Stated problem =
Count how many lines hold the string "screenshot". Give that number alone.

Record extracts =

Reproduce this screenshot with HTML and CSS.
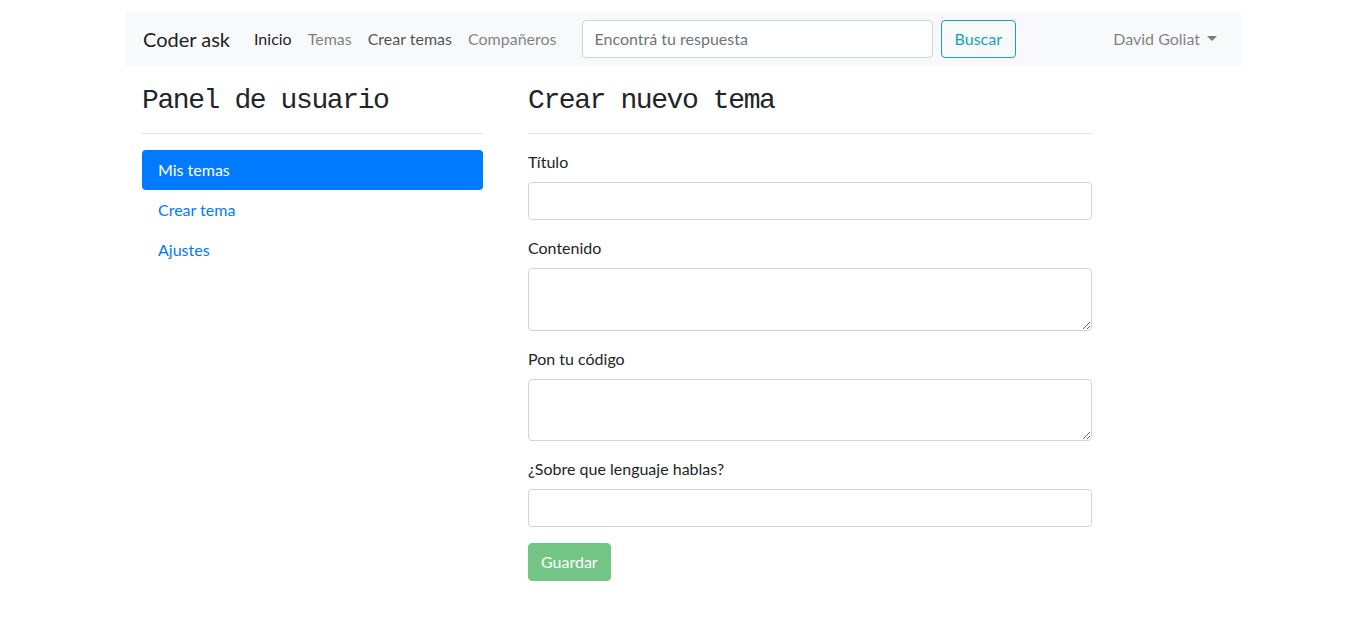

...

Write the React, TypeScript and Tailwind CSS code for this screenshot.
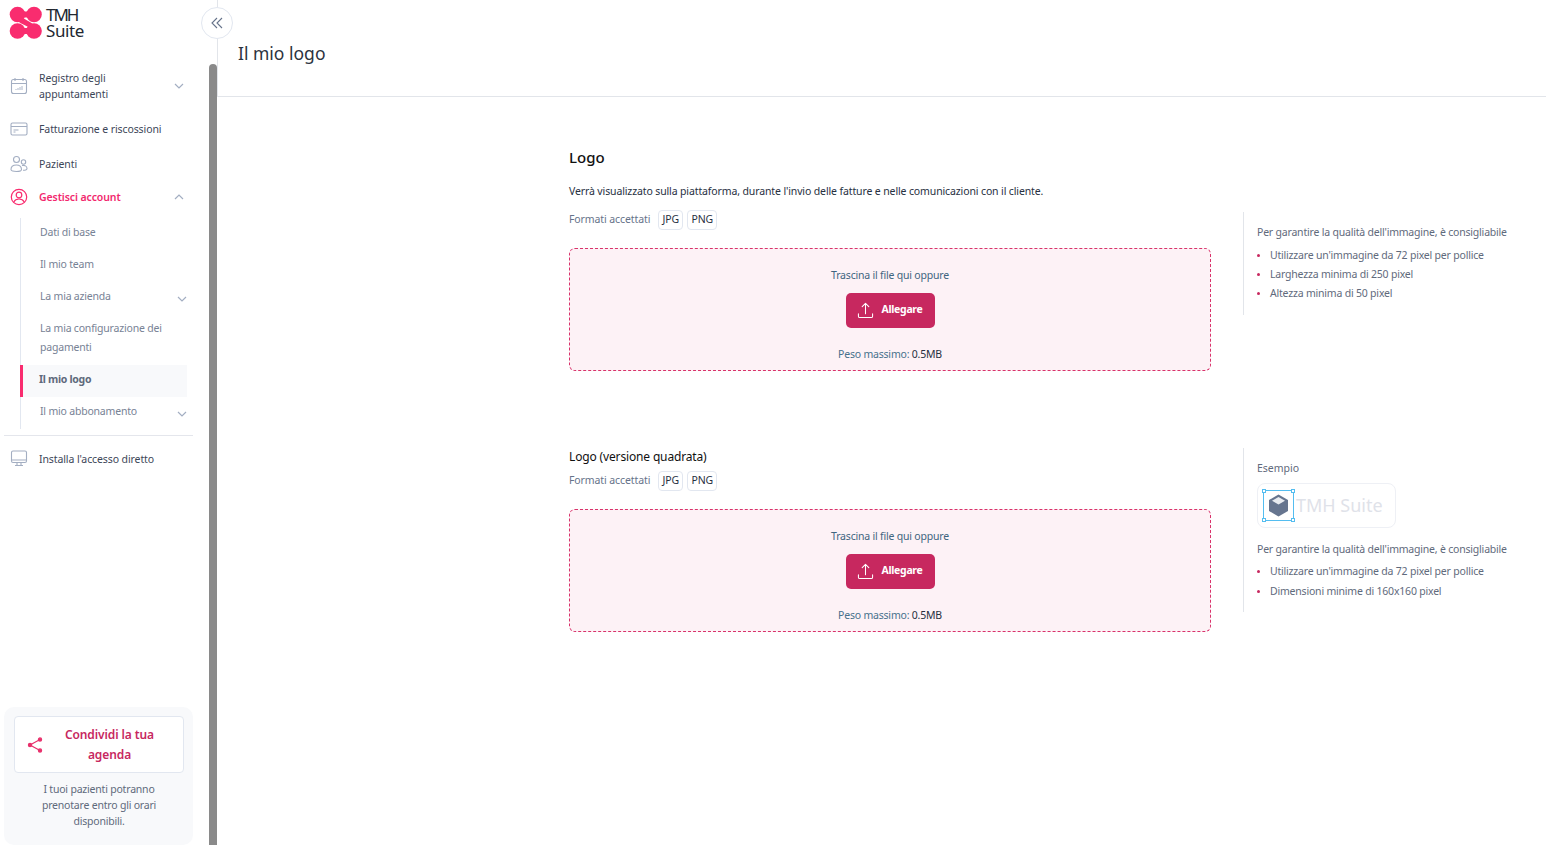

* * *

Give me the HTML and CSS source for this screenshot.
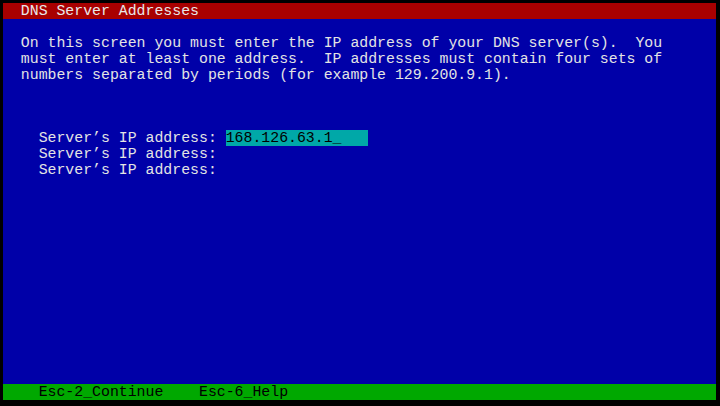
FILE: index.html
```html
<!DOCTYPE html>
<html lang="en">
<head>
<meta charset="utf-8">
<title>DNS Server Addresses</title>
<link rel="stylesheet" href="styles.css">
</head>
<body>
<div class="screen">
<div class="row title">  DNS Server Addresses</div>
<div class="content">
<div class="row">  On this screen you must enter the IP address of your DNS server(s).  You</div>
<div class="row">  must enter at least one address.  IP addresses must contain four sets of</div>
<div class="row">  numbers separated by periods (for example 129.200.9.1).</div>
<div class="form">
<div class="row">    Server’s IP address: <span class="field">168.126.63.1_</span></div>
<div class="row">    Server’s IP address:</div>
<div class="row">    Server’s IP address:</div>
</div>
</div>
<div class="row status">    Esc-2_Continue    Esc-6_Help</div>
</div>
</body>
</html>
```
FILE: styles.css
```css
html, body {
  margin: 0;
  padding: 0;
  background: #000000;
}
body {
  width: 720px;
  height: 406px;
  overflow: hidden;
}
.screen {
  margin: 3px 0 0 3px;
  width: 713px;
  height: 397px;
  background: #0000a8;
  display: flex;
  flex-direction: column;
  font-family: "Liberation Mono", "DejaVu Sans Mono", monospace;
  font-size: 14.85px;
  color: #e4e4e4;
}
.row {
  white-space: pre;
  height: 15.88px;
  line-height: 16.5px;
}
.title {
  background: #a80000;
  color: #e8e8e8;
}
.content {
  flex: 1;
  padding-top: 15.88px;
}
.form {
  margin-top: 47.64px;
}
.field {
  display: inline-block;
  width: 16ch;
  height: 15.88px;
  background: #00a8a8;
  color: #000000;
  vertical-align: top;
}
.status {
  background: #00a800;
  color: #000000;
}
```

Complete output =
3